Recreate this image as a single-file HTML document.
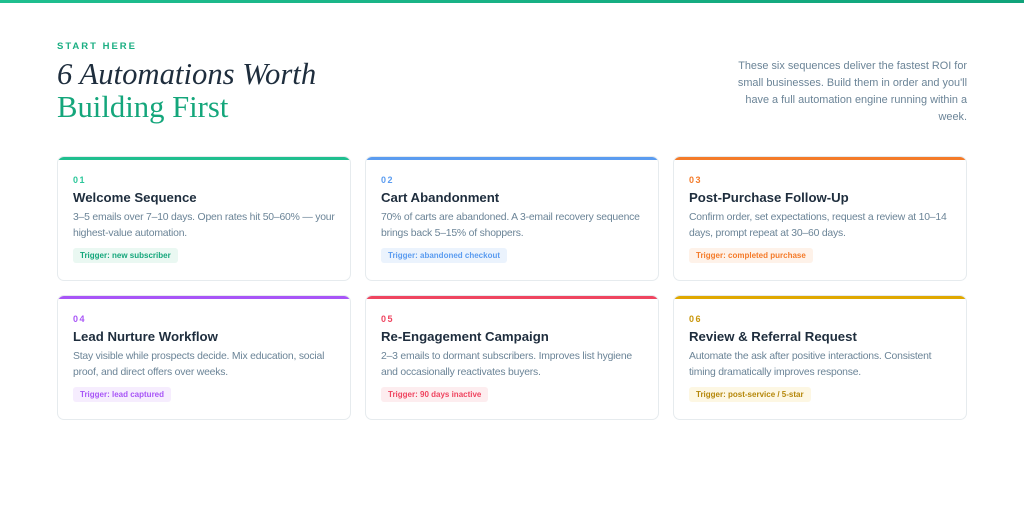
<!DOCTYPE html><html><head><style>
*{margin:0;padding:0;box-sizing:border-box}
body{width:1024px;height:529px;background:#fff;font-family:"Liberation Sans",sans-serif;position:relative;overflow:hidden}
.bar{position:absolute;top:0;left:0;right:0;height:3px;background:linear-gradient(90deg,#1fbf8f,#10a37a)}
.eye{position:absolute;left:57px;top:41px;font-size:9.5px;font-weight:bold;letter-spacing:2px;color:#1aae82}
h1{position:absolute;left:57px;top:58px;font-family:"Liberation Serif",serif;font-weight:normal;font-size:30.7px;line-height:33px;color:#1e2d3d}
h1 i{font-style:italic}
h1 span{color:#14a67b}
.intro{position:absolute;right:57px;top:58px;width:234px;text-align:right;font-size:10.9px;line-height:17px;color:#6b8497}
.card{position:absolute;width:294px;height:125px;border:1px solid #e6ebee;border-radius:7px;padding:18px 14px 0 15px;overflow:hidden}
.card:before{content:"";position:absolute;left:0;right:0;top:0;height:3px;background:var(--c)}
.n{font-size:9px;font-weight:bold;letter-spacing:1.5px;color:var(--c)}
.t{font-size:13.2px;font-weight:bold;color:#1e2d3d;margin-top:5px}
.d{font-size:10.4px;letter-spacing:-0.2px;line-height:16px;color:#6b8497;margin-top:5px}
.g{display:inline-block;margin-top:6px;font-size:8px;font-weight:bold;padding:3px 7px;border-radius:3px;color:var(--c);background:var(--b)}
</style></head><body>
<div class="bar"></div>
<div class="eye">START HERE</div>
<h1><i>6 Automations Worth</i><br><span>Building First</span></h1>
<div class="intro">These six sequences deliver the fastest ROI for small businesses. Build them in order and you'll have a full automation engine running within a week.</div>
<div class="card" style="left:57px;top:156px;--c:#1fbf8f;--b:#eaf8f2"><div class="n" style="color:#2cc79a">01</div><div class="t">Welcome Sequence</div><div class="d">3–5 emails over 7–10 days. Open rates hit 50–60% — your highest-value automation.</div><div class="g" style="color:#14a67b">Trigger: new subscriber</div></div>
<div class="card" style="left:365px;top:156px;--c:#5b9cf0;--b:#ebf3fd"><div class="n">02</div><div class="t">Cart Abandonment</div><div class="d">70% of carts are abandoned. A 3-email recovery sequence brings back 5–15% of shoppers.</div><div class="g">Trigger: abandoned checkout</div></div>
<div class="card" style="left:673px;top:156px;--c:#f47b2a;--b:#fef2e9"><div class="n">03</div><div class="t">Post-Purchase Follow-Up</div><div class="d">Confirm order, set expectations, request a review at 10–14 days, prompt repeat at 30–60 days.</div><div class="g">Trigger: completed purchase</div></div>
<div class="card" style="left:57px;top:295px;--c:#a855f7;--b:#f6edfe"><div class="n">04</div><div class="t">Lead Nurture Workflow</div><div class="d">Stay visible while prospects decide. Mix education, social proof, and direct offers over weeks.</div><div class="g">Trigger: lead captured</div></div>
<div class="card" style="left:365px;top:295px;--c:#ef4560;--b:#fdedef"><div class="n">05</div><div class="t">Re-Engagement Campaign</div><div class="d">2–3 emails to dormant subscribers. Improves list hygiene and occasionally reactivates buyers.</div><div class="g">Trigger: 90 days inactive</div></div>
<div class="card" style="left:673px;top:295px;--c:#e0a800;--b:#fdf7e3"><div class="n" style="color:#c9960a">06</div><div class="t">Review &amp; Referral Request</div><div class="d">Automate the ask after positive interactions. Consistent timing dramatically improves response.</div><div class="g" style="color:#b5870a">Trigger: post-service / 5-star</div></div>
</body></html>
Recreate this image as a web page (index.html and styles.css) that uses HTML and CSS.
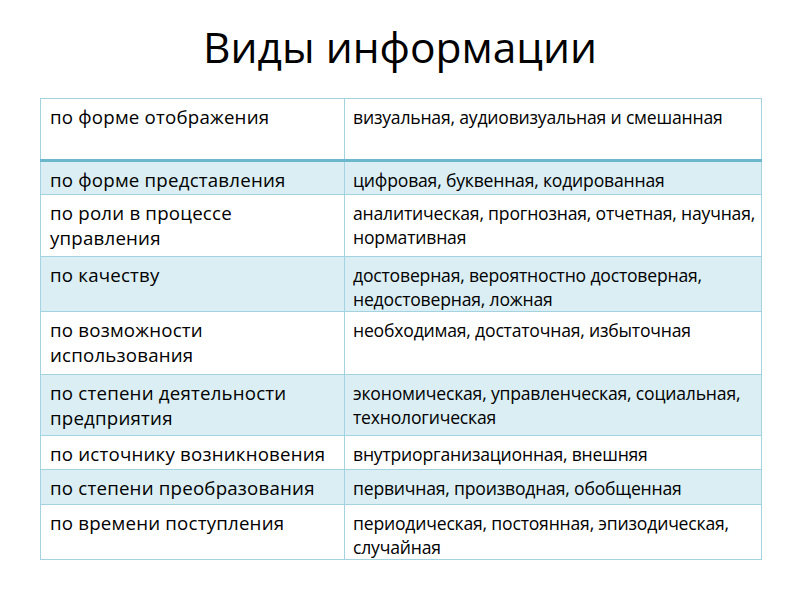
☆ ☆ ☆ ☆ ☆
__WHAT IS ASKED__.
Sift the material for lines with the string "Recreate". Copy each one found.

__RESULT OF THE TASK__.
Recreate this image as a single-file HTML document.
Recreate this image as a web page (index.html and styles.css) that uses HTML and CSS.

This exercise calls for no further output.